The rise in oil prices from below $30 to near $50 was supposed to light a fire on manufacturing in the oil producing states. It didn’t.
Bloomberg Econoday reports ….
Highlights
The Dallas manufacturing production index fell into negative territory with a reading of minus 13.1 from a positive 5.8 reading in April. At the same time, the May general activity index sank to minus 20.8 from minus 13.9 last time. This was the 17th consecutive negative reading.
New orders also fell back into negative territory. After popping up 6.2 in April after four consecutive declines, new orders dropped to a reading of minus 14.9. Employment remains weak, at minus 6.7 for a fifth straight contraction. Price data showed some life with wages up and raw materials, which had been week, also up. Selling prices, however, remain a negative, at minus 3.3, an improvement from minus 6.6 in April.

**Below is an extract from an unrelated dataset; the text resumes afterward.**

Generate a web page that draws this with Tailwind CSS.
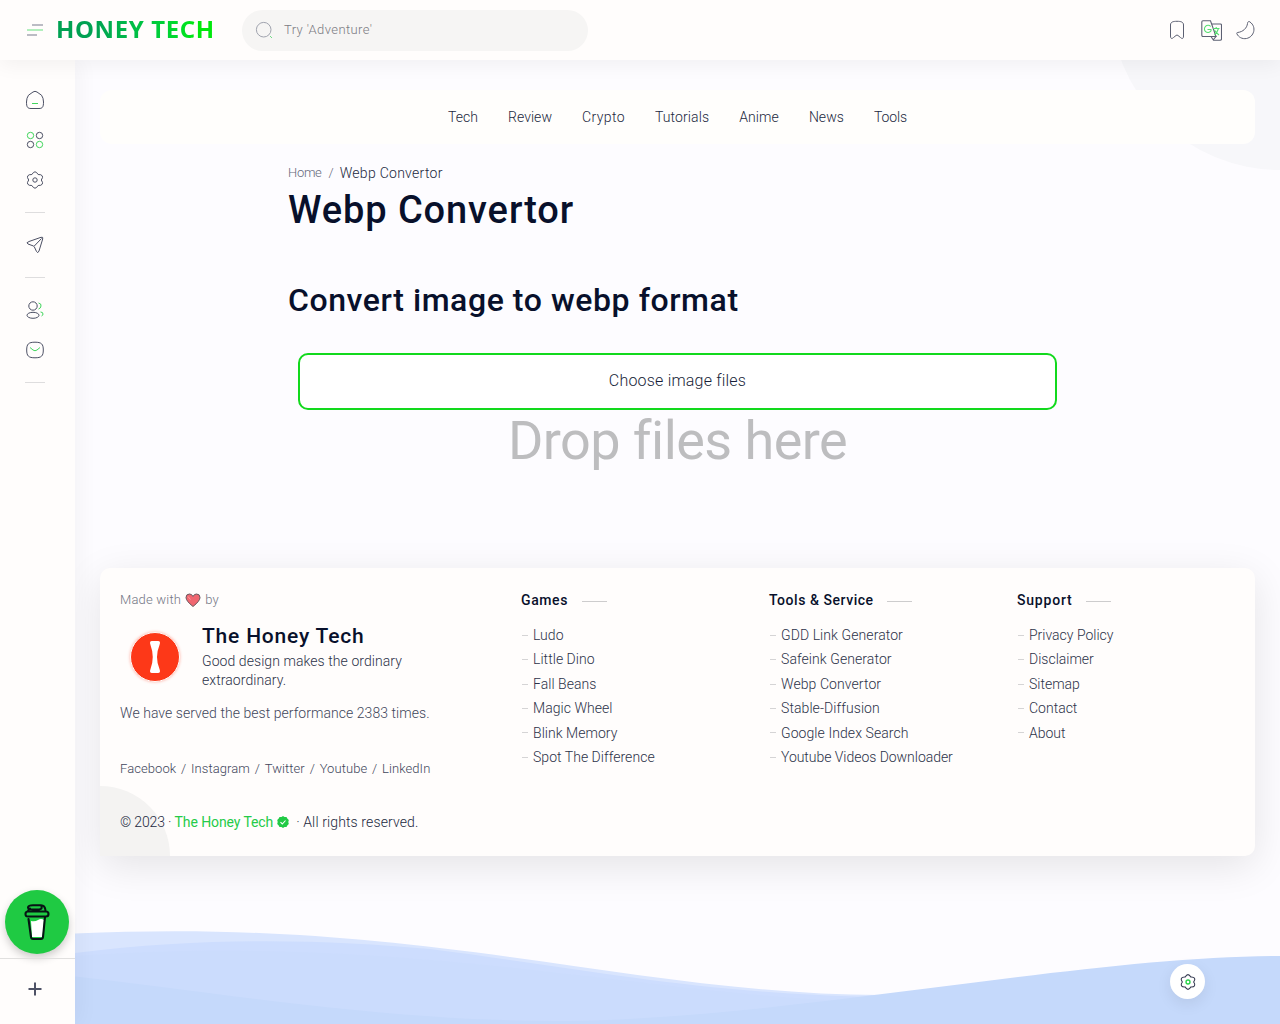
<!DOCTYPE html>
<html lang="en">
<head>
<meta charset="utf-8">
<title>Webp Convertor</title>
<script src="https://cdn.jsdelivr.net/npm/@tailwindcss/browser@4"></script>
</head>
<body class="relative h-screen overflow-hidden bg-[#fdfcff] font-['Roboto',sans-serif] text-sm font-light text-[#08102b]">
<!-- page decoration -->
<div class="absolute top-0 right-0 size-[170px] rounded-bl-full bg-[#f7f7fa]"></div>
<svg class="absolute bottom-0 left-[75px]" width="1205" height="100" viewBox="75 924 1205 100">
  <path fill="#d9e5fe" d="M75 933.5C230 927 350 935 510 957C640 975 760 995 880 995V1024H75Z"/>
  <path fill="#cdddfe" d="M75 953C210 936 330 940 430 949C580 968 700 994 880 997V1024H75Z"/>
  <path fill="#cbdcfd" d="M75 956C300 940 480 964 620 980C720 992 800 1000 860 1001V1024H75Z"/>
  <path fill="#c5d9fb" d="M75 976.5C200 990 380 1021 555 1021C780 1021 1080 956 1280 956V1024H75Z"/>
</svg>

<div class="flex h-full flex-col">
<header class="relative z-20 flex h-[60px] shrink-0 items-center bg-[#fffdfc] shadow-[0_5px_20px_rgba(0,0,0,0.05)]">
  <svg class="ml-[26px]" width="18" height="14" viewBox="0 0 18 14" fill="none" stroke-width="1.7"><path d="M6 2H17M1 12H11" stroke="#a5a7b1"/><path d="M1 7H17" stroke="#a5ecb2"/></svg>
  <h2 class="ml-3 w-[186px] bg-linear-to-r from-[#00a152] from-20% to-[#00e80c] to-75% bg-clip-text pb-0.5 font-['Noto_Sans'] text-2xl font-bold tracking-[0.62px] whitespace-nowrap text-transparent">HONEY TECH</h2>
  <div class="flex h-[41px] w-[346px] items-center rounded-full bg-[#f6f5f4] pl-[13px]">
    <svg width="18" height="18" viewBox="0 0 18 18" fill="none"><circle cx="8.7" cy="8.7" r="7.3" stroke="#a0a3ae"/><path d="M15 15L17 17" stroke="#70dc85"/></svg>
    <span class="ml-[11px] text-[13px] tracking-[0.4px] text-[#7b7b82]">Try 'Adventure'</span>
  </div>
  <div class="ml-auto mr-6 flex items-center gap-[13px] text-[#5c6072]">
    <svg width="22" height="22" viewBox="0 0 22 22" fill="none" stroke="currentColor" stroke-width="1"><path d="M4.500 17V6C4.500 3 7 2.300 11 2.300S17.500 3 17.500 6V17C17.500 20 16 20 14.500 18.500L12 16.500Q11 15.500 10 16.500L7.500 18.500C6 20 4.500 20 4.500 17Z"/></svg>
    <svg width="21" height="21" viewBox="0 0 21 21" fill="none" stroke-width="1.100"><path stroke="currentColor" d="M10.500 4H19.500Q20.500 4 20.500 5V19Q20.500 20.300 19 20.300H12.500L10 16.500M12 20L15 16.500H2Q.8 16.500.8 15V2Q.8.7 2 .7H9.500L15 16.500"/><path stroke="#55de70" d="M9.700 6.500A3.600 3.600 0 1 0 9.800 11.200Q10.300 10.500 10 9.500H6.500M12 8.500H18.500M15.200 7V8.500M17.500 8.500Q16 13 13.500 15M13.500 10Q15 13 18 15"/></svg>
    <svg width="21" height="20" viewBox="0 0 21 20" fill="none" stroke="currentColor" stroke-width="1"><path d="M2.500 12.500C8 12 12 8 12.500 3.500C12.700 1.500 14 1 15 2C22 7 19 17 11.500 18.500C7 19.300 3.500 17 2 14C1.500 13 1.700 12.600 2.500 12.500Z"/></svg>
  </div>
</header>

<div class="flex min-h-0 flex-1">
<aside class="relative z-10 flex w-[75px] shrink-0 flex-col bg-[#fffdfc] text-[#4c5064] shadow-[5px_0_20px_rgba(0,0,0,0.04)]">
  <nav class="flex w-[70px] flex-col items-center pt-[30px]">
    <svg class="mb-5" width="20" height="20" viewBox="0 0 20 20" fill="none"><path stroke="currentColor" d="M3.500 5.200L8 2Q10 .6 12 2L16.500 5.200Q18.500 8 18.500 12C18.500 17 17.500 18.500 14 18.500H6C2.500 18.500 1.500 17 1.500 12Q1.500 8 3.500 5.200Z"/><path stroke="#42d65d" d="M7 13.500H13"/></svg>
    <svg class="mb-5" width="20" height="20" viewBox="0 0 20 20" fill="none"><g stroke="#42d65d"><circle cx="5.500" cy="5.500" r="3.200"/><circle cx="14.500" cy="14.500" r="3.200"/></g><g stroke="currentColor"><circle cx="14.500" cy="5.500" r="3.200"/><circle cx="5.500" cy="14.500" r="3.200"/></g></svg>
    <svg width="20" height="20" viewBox="0 0 20 20" fill="none" stroke="currentColor"><path d="M10 1.800Q11.600 1.800 13.100 4.500Q16.300 4.300 17.300 5.900Q18.200 7.300 16.300 10Q18.200 12.700 17.300 14.100Q16.300 15.700 13.100 15.500Q11.600 18.200 10 18.200T6.900 15.500Q3.700 15.700 2.700 14.100Q1.800 12.700 3.700 10Q1.800 7.300 2.700 5.900Q3.700 4.300 6.900 4.500Q8.400 1.800 10 1.800Z"/><circle cx="10" cy="10" r="2.200"/></svg>
    <div class="mt-[22px] h-px w-5 bg-[#deddde]"></div>
    <svg class="my-[22px]" width="20" height="20" viewBox="0 0 20 20" fill="none" stroke="currentColor"><path d="M4 6.500L16 2.300Q18.400 1.600 17.700 4L14 16Q12.800 19 11.500 16.500L9.300 11.800Q9 11.200 8 10.800L3 9Q.5 7.700 4 6.500ZM9.300 11L16.500 3.500"/></svg>
    <div class="h-px w-5 bg-[#deddde]"></div>
    <svg class="mt-[22px] mb-5" width="20" height="20" viewBox="0 0 20 20" fill="none"><g stroke="currentColor"><circle cx="8" cy="6" r="4.200"/><ellipse cx="8" cy="15.300" rx="6" ry="3"/></g><path stroke="#42d65d" d="M13.500 3Q16.500 3.500 16 6Q15.700 8.500 13.500 9M15.500 12Q18 12 18 14Q18 15.500 16.500 16"/></svg>
    <svg width="20" height="20" viewBox="0 0 20 20" fill="none"><path stroke="currentColor" d="M1.700 10C1.700 4 3.500 2.200 10 2.200S18.300 4 18.300 10S16.500 17.800 10 17.800S1.700 16 1.700 10Z"/><path stroke="#42d65d" d="M5 7.500L8 10Q10 11.500 12 10L15 7.500"/></svg>
    <div class="mt-[22px] h-px w-5 bg-[#deddde]"></div>
  </nav>
  <div class="mt-auto ml-[5px] mb-1 flex size-16 items-center justify-center rounded-full bg-[#1fca43] shadow-[0_4px_8px_rgba(0,0,0,0.2)]">
    <svg width="26" height="38" viewBox="0 0 26 38" fill="none"><path fill="#fff" d="M7 18Q11 19 14 17Q17 15 20 17L18.500 34H8Z"/><path stroke="#071414" stroke-width="2.100" stroke-linecap="round" stroke-linejoin="round" d="M4.500 16L7 34Q7.200 36 9 36H17Q18.800 36 19 34L21 14M4 8.500H22Q24.500 8.500 24.500 11T22 13.500H4Q1.500 13.500 1.500 11T4 8.500M4 8Q4.500 6 6 5.500M9 2.300H17Q21 2.300 21.500 7.500M9 6.500H15Q18.500 6 17.500 4M9 2.300Q4 2.300 4 4.500Q4 6.500 9 6.500"/></svg>
  </div>
  <div class="flex h-[66px] items-center border-t border-[#e1e0df] pb-[5px] pl-7">
    <svg width="14" height="14" viewBox="0 0 14 14"><path d="M7 .5V13.500M.5 7H13.500" stroke="#4e5266" stroke-width="2"/></svg>
  </div>
</aside>

<main class="relative flex flex-1 flex-col px-[25px] pt-[30px]">
  <nav class="flex h-[54px] items-center justify-center gap-[30px] rounded-xl bg-[#fffefc] text-[14px] font-[350] text-[#222840]">
    <a class="tracking-[0.05px]">Tech</a><a class="tracking-[0.05px]">Review</a><a class="tracking-[0.4px]">Crypto</a><a class="tracking-[0.1px]">Tutorials</a><a class="tracking-[0.1px]">Anime</a><a class="tracking-[0.05px]">News</a><a class="tracking-[-0.1px]">Tools</a>
  </nav>
  <section class="mx-auto h-[424px] w-[779px]">
    <div class="mt-[19px] flex h-5 items-center text-[13px] text-[#65697b]"><span class="tracking-[-0.3px]">Home</span><span class="ml-[7px]">/</span><span class="ml-[6px] text-sm font-[350] tracking-[0.28px] text-[#222840]">Webp Convertor</span></div>
    <h1 class="mt-[3px] text-[38px] leading-[48px] font-medium tracking-[0.9px]">Webp Convertor</h1>
    <h2 class="mt-[45px] text-[32px] leading-[42px] font-medium tracking-[0.57px]">Convert image to webp format</h2>
    <div class="mx-2.5 mt-[32px] flex h-[57px] items-center justify-center rounded-[10px] border-2 border-[#12d91d] bg-white pb-0.5 text-base font-[350] tracking-[0.2px] text-[#171e38]">Choose image files</div>
    <p class="text-center text-[54px] leading-[62px] font-[380] tracking-[-0.55px] text-[#bdbdbf]">Drop files here</p>
  </section>

  <footer class="relative grid h-[288px] grid-cols-[371px_218px_218px_218px] gap-[30px] overflow-visible rounded-[10px] bg-[#fffdfc] px-5 pt-5 shadow-[0_10px_40px_rgba(0,0,0,0.1)]">
    <div class="absolute bottom-0 left-0 size-[70px] rounded-tr-full rounded-bl-[10px] bg-[#f4f3f2]"></div>
    <div class="relative whitespace-nowrap">
      <p class="flex h-6 items-center text-[13px] tracking-[0.2px] text-[#737684]">Made with
        <svg class="mx-1" width="16" height="15" viewBox="0 0 16 15"><path fill="#f06670" stroke="#67595f" d="M8 13.500Q1 8 1 4.500Q1 1 4.500 1Q7 1 8 3.500Q9 1 11.500 1Q15 1 15 4.500Q15 8 8 13.500Z"/><path d="M3 3.500L5.500 6.500" stroke="#ff9e9b"/></svg>by</p>
      <div class="mt-[11px] flex h-[67px]">
        <div class="mt-[9px] ml-2.5 flex size-[50px] items-center justify-center rounded-full border border-[#fffdfc] bg-[#fd3818] shadow-[0_0_3px_#fd381866]"><svg width="12" height="34" viewBox="0 0 12 34"><path fill="#fff" d="M3 1H9Q12 1 10.500 5Q5.500 17 10.500 29Q12 33 9 33H3Q0 33 1.500 29Q6 17 1.500 5Q0 1 3 1Z"/></svg></div>
        <div class="ml-[22px] text-[14px] leading-[19px] font-[350] tracking-[0.07px] text-[#2c3249]"><h3 class="-mt-px mb-0.5 text-[21px] leading-[28px] font-medium tracking-[0.8px] text-[#08102b]">The Honey Tech</h3><p>Good design makes the ordinary<br>extraordinary.</p></div>
      </div>
      <p class="mt-[13px] leading-5 tracking-[0.05px] text-[#41465b]">We have served the best performance 2383 times.</p>
      <p class="mt-[36px] flex gap-[4.800px] text-[13px] leading-5 tracking-[0.07px] text-[#41465b]"><a>Facebook</a><span>/</span><a>Instagram</a><span>/</span><a>Twitter</a><span>/</span><a>Youtube</a><span>/</span><a>LinkedIn</a></p>
      <p class="mt-[33px] flex items-center leading-5 font-[350] text-[#222840]"><span class="tracking-[-0.15px]">© 2023 ·&nbsp;</span><span class="font-[450] tracking-[-0.1px] text-[#25cb48]">The Honey Tech</span>
        <svg class="ml-1 mr-[7px]" width="12" height="12" viewBox="0 0 12 12"><path fill="#21ca45" d="M6 0L7.500 1L9.500.9L10.300 2.600L11.800 4L11.300 6L11.800 8L10.300 9.400L9.500 11.100L7.500 11L6 12L4.500 11L2.500 11.100L1.700 9.400L.2 8L.7 6L.2 4L1.700 2.600L2.500.9L4.500 1Z"/><path d="M3.500 6.200L5.300 8L8.500 4.500" fill="none" stroke="#fff" stroke-width="1.100"/></svg><span class="tracking-[0.12px]">· All rights reserved.</span></p>
    </div>
    <div>
      <h4 class="flex h-6 items-center text-[14px] font-medium tracking-[0.6px]">Games<i class="ml-[14px] mt-0.5 h-px w-[25px] bg-[#cdcccd]"></i></h4>
      <ul class="mt-[11px] font-[350] leading-[24.4px] tracking-[0.04px] text-[#2c3249]">
        <li class="flex items-center gap-[5px]"><i class="ml-px h-px w-1.5 bg-[#d5d4d5]"></i>Ludo</li><li class="flex items-center gap-[5px]"><i class="ml-px h-px w-1.5 bg-[#d5d4d5]"></i>Little Dino</li><li class="flex items-center gap-[5px]"><i class="ml-px h-px w-1.5 bg-[#d5d4d5]"></i>Fall Beans</li><li class="flex items-center gap-[5px]"><i class="ml-px h-px w-1.5 bg-[#d5d4d5]"></i>Magic Wheel</li><li class="flex items-center gap-[5px]"><i class="ml-px h-px w-1.5 bg-[#d5d4d5]"></i>Blink Memory</li><li class="flex items-center gap-[5px]"><i class="ml-px h-px w-1.5 bg-[#d5d4d5]"></i>Spot The Difference</li>
      </ul>
    </div>
    <div>
      <h4 class="flex h-6 items-center text-[14px] font-medium tracking-[0.54px]">Tools &amp; Service<i class="ml-[13px] mt-0.5 h-px w-[25px] bg-[#cdcccd]"></i></h4>
      <ul class="mt-[11px] font-[350] leading-[24.4px] tracking-[0.08px] text-[#2c3249]">
        <li class="flex items-center gap-[5px]"><i class="ml-px h-px w-1.5 bg-[#d5d4d5]"></i>GDD Link Generator</li><li class="flex items-center gap-[5px]"><i class="ml-px h-px w-1.5 bg-[#d5d4d5]"></i>Safeink Generator</li><li class="flex items-center gap-[5px]"><i class="ml-px h-px w-1.5 bg-[#d5d4d5]"></i>Webp Convertor</li><li class="flex items-center gap-[5px]"><i class="ml-px h-px w-1.5 bg-[#d5d4d5]"></i>Stable-Diffusion</li><li class="flex items-center gap-[5px]"><i class="ml-px h-px w-1.5 bg-[#d5d4d5]"></i>Google Index Search</li><li class="flex items-center gap-[5px]"><i class="ml-px h-px w-1.5 bg-[#d5d4d5]"></i><span class="tracking-[-0.04px]">Youtube Videos Downloader</span></li>
      </ul>
    </div>
    <div>
      <h4 class="flex h-6 items-center text-[14px] font-medium tracking-[0.8px]">Support<i class="ml-[13px] mt-0.5 h-px w-[25px] bg-[#cdcccd]"></i></h4>
      <ul class="mt-[11px] font-[350] leading-[24.4px] text-[#2c3249]">
        <li class="flex items-center gap-[5px]"><i class="ml-px h-px w-1.5 bg-[#d5d4d5]"></i>Privacy Policy</li><li class="flex items-center gap-[5px]"><i class="ml-px h-px w-1.5 bg-[#d5d4d5]"></i>Disclaimer</li><li class="flex items-center gap-[5px]"><i class="ml-px h-px w-1.5 bg-[#d5d4d5]"></i>Sitemap</li><li class="flex items-center gap-[5px]"><i class="ml-px h-px w-1.5 bg-[#d5d4d5]"></i>Contact</li><li class="flex items-center gap-[5px]"><i class="ml-px h-px w-1.5 bg-[#d5d4d5]"></i>About</li>
      </ul>
    </div>
  </footer>
</main>
</div>
</div>

<!-- floating settings button -->
<button class="absolute right-[75px] bottom-[25px] flex size-[35px] items-center justify-center rounded-full bg-white shadow-[0_5px_15px_rgba(0,0,0,0.08)]">
  <svg width="18" height="18" viewBox="0 0 20 20" fill="none" stroke="#30364d" stroke-width="1.200"><path d="M10 1.800Q11.600 1.800 13.100 4.500Q16.300 4.300 17.300 5.900Q18.200 7.300 16.300 10Q18.200 12.700 17.300 14.100Q16.300 15.700 13.100 15.500Q11.600 18.200 10 18.200T6.900 15.500Q3.700 15.700 2.700 14.100Q1.800 12.700 3.700 10Q1.800 7.300 2.700 5.900Q3.700 4.300 6.900 4.500Q8.400 1.800 10 1.800Z"/><circle cx="10" cy="10" r="2.200" stroke="#27d348" stroke-width="1.500"/></svg>
</button>
</body>
</html>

The ongoing recovery for oil is having a positive effect on energy prices and is likely to have a wider positive effect for the Texas manufacturing area eventually. However, this report is a setback.
Three Questions
- Is “setback” the right word for this disaster?
- What happens if oil stays at $50?
- What happens if oil heads back to $40?
Mike “Mish” Shedlock
4. what happens if oil heads back to $30?
I have no doubt that Wall Street is moving heaven and earth to keep oil up until they can extricate themselves from holding energy related debt. Once new bagholders found … reality returns … ie: all the oil parked offshore in supertankers comes ashore.
Does manufacturing decline because of “free trade”?
Of course … if you are talking “free trade”.
…
“If China wanted to give steel, glass, and copper away for free, we should gladly accept the offer. The price of a car would plunge as would the price of anything with those components.”
I don’t know where to even start with this Mish comment. I’ll be charitable and say Mish playing checkers in an economic war chess world. For starters, who is to say the cost savings even passed along to consumers? Much, if not all, likely pocketed by corporation shareholders … exacerbating further wealth inequality.
And, of course, once China driven those US sectors of industry into oblivion … here comes the price increases ….
So accept their “free” goods regardless of if it leads to massive unemployment here? Have we already enjoyed enough of a “good deal” yet?
Can you please think?
We lost huge numbers of candy making jobs because of sugar tariffs.
If we protect steel makers – car makers risk being undercut by Japan.
Please read this post as many times as it takes for you to understand how stupid your argument is.
http://www.acting-man.com/?p=45102
Of course if you simply want to pay higher prices, then pay list prices everywhere
Mish
You are the one not thinking.
Millions of jobs have left the US … and millions more will leave if your vision of “free trade” continues.
Cheap prices mean nothing if you have no job/money.
I’ve followed your argument for quite a while …. lacks depth … no vision on “end game”*
*One point you made a while back was “free trade” will lead to many more shipping jobs … but lately you’ve been pushing driver less trucks technology. Need to square your position.
Finally, I’m not stating that US needs to unilaterally throw up trade barriers and go for isolation … only in response to explicit foreign government subsidy of industry meant to undermine US workers.
Disaster? Nah, it ain’t a disaster until the fed says so.
They are now the economy. All they need do is announce some kind of WPA where every citizen gets $10,000 with a 60 daytime limit to spend it. Or something like that,,,,,and don’t for a nano second believe they won’t do it.
In a scenario of “government by emergency” nothing in the private sector matters, and that’s where this all ends.
helicopter money comes from the legislative body … not the “fed”.
It will NEVER work. I won’t bore you with the details (unless you want me too).
Despite the PR shale isn’t profitable at 50.